Easter Feast
Online Auction: 4–20 April 2022 • 2:00 PM BST • London

Easter Feast 4–20 April 2022 • 2:00 PM BST • London

F ollowing its warm reception last year, Sotheby’s Easter Feast sale returns this April with a selection of silver, porcelain and Russian works of art to celebrate the holiday in style.

Start off the day with a Victorian silver breakfast service (complete with egg cruet), skillfully crafted to resemble wicker baskets. An Easter lunch is a wonderful opportunity to get together with family, and a Royal Copenhagen ‘Blue Lace’ service is ideal for the occasion with its elegant and delicate hand-painted decoration. A perfect way to add a touch of Easter fun to the table is with a selection of porcelain eggs from the Imperial Porcelain Factory in St. Petersburg. Or, if subtlety is perhaps not quite your thing, then a fourteen inch high model of a chicken would certainly be a centerpiece high up the pecking order!

Sale Highlights

A Chicken and Egg Situation

Easter and spring have traditionally been seen as times of renewal and rebirth, and this is often symbolized by chickens and eggs. This year’s Easter Feast sale features a clutch of pieces in this vein, from a spectacular silver egg holder in the form of a brooding hen to a magnificent foot-high model of a cockerel.

Delicious Hot Cross Buns!

Baking enthusiasts have been at a loss to trace the origins of the hot cross bun: a small round cake made from a mixture of sweetened dough mixed with cinnamon and sultanas or currants, the top marked with a cross and best served toasted with lots of melted butter. Delicious! Most historians agree that they recall the religious observances of our ancestors, when such buns were eaten at Easter. The early 18th century inhabitants of London grew increasingly accustomed to hearing on Good Friday morning the cries of street sellers:

One a penny, two a penny, hot cross buns;

One for your daughters, and two for your sons:

One a penny, two a penny, hot cross buns.

Illustration in the manner of Kate Greenaway from an 1890s English children’s book of songs with pictures and music.

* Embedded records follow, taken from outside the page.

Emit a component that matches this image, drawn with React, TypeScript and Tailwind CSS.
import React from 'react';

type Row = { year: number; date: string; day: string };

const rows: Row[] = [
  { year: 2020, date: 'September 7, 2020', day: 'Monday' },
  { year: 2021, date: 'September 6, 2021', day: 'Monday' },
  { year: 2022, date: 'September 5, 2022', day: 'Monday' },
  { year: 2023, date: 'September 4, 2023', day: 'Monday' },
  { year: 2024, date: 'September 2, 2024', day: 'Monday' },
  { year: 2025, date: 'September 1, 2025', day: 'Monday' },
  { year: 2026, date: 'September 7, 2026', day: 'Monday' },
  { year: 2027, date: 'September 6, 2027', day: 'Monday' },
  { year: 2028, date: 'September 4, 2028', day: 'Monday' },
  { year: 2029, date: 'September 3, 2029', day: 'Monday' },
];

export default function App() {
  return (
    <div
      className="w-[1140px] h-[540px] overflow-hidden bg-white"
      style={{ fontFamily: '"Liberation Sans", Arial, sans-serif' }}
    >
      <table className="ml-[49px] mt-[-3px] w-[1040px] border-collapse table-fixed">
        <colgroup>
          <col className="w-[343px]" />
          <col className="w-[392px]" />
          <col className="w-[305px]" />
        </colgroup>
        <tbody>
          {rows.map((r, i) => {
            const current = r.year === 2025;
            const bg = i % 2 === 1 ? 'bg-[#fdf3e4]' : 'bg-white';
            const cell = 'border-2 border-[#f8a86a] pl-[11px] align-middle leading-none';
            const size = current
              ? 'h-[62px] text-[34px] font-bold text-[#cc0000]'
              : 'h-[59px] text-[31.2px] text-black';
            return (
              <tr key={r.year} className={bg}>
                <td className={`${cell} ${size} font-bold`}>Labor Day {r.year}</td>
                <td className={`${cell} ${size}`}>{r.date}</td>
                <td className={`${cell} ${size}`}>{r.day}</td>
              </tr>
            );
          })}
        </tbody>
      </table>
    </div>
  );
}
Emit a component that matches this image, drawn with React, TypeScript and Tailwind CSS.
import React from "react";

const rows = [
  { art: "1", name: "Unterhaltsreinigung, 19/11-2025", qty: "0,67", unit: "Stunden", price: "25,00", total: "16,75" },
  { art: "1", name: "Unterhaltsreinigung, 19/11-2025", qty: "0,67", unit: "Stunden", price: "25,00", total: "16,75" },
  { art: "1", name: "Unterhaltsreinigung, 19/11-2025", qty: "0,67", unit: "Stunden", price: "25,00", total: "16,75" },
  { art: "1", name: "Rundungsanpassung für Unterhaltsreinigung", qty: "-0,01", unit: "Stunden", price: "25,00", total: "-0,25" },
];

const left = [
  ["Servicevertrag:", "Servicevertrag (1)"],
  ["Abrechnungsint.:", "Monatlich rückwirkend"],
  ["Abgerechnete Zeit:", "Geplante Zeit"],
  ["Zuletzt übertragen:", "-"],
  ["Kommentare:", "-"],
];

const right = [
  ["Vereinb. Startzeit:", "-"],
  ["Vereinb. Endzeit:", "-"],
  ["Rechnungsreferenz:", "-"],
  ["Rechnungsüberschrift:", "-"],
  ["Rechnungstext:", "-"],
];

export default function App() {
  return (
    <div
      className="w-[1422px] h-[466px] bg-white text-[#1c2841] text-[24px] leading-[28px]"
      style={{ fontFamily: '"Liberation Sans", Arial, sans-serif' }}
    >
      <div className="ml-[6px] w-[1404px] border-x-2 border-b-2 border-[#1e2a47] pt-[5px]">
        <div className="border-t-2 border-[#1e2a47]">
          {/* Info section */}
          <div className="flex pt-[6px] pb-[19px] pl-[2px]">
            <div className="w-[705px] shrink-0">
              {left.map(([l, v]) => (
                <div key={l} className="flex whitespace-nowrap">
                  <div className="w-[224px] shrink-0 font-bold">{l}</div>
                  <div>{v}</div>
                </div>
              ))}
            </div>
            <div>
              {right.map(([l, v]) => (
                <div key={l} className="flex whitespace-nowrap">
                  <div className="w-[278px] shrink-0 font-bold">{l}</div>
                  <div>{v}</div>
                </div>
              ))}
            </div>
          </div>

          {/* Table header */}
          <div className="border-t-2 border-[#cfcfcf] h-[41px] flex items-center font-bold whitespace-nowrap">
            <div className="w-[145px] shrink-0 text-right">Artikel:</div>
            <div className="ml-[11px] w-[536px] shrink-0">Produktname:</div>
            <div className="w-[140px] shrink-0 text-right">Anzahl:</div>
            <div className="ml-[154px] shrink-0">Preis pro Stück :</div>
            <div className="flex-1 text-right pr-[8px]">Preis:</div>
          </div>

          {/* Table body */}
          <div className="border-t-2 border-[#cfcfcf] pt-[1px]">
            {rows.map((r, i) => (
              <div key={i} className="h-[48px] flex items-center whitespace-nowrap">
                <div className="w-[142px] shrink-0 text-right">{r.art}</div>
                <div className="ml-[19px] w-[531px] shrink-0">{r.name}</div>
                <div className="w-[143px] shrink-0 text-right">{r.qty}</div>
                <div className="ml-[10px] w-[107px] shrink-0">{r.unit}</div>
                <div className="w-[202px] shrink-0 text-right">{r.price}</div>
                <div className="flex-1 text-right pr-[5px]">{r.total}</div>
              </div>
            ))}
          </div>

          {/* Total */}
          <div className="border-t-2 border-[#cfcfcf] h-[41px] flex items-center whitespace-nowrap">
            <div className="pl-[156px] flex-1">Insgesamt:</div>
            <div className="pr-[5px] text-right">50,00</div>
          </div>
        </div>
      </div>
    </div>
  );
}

Such vendors, who were mostly young boys, had the reputation for being very noisy, vying with one another to attract as much attention as possible. Some individuals of a pious nature objected to the trivialising of such a symbol, but others were less harsh in their judgement. A correspondent writing to the editor of The Morning Post in 1826 defended the vendors’ exuberance: ‘The rising generation, particularly the infant portion of it, expects cross buns as ardently and sincerely, as they expect to be washed, combed, and dressed. Bless their little hearts! . . . Whatever, therefore, the origin of cross buns, the intention manifested by them is good; no argument is so powerful as that which gratifies the taste and liking of man or child; let cross buns be cried about as usual.’

Plenty of households prepared their own cross buns, but for those who didn’t or preferred not to buy them on the streets, there were many bakers’ shops which catered for this annual demand. One was George Woolls, pastry cook and confectioner at the Denmark Arms, Westminster Bridge Road, Lambeth. In his advertisement in The Gazetteer and New Daily Advertiser in March 1782 he broadcast a long list of his specialities, including ‘Hot Pies of several sorts, and all sorts of Pastry, with Orgeat, Capillaire, Lemonade, &c. . . . Wedding and Christening Cakes of any price [and] The right sort of Dublin Saffron Cakes, and the noted Denmark Loaves.’ Woolls informed his prospective customers that he was well placed to serve anyone going to and from Astley’s famous amphitheatre, where equestrian and other circus entertainments thrilled generations of Londoners. ‘N.B.,’ he added,‘ On Good Friday will be made the best CROSS BUNS, wholesale and retail.’

Sad to relate that in the early years of the last century, the production of hot cross buns was viewed with little favour in the baking trade, largely because the making of these ‘delectable dainties’ required so such extra labour and expense. Machinery came to the rescue, however; in 1901 at Atkins Brothers & Cox’s factory in Earl Street, Hastings, Sussex, a reporter discovered a new patent draw-plate oven capable of producing 30 penny buns at a time. That year the firm ramped up its production over previous Easter seasons by delivering by the cartload some 50,000 hot cross buns across the locality.

Nobody knows how many hot cross buns are made today but, having lost none of their old-fashioned, spicy/buttery appeal, the number must run into many millions.